My understanding of cultural Marxism is that it has nothing to do with freedom, or with cultural enlightenment and social progress. Instead, as Horkheimer himself put it, it is all about the creation of identical individuals who do not come together and exchange ideas, as they operate like mindless machines. The Frankfurt School and its followers have therefore clearly proved to be the enemies of freedom and the conscious human mind.

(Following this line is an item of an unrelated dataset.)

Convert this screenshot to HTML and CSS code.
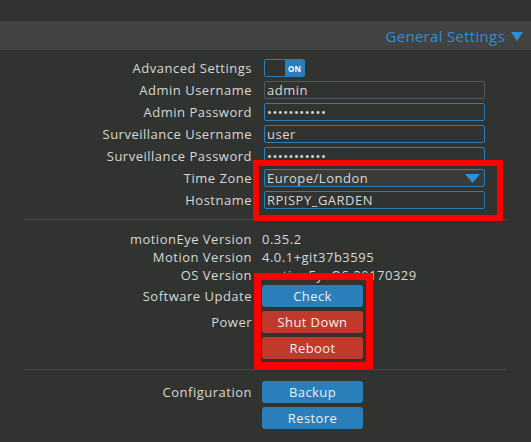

In conclusion, let me yield the closing words to Immanuel Kant, who wrote, “ A large degree of civic freedom appears to be of advantage to the intellectual freedom of the people, yet at the same time it establishes insurmountable barriers. A lesser degree of civic freedom, however, creates room to let that free spirit expand to the limits of its capacity. Nature, then, has carefully cultivated the seed within the hard core–namely the urge for and the vocation of free thought. And this free thought gradually reacts back on the modes of thought of the people, and men become more and more capable of acting in freedom. At last free thought acts even on the fundamentals of government and the state finds it agreeable to treat man, who is now more than a machine, in accord with his dignity.”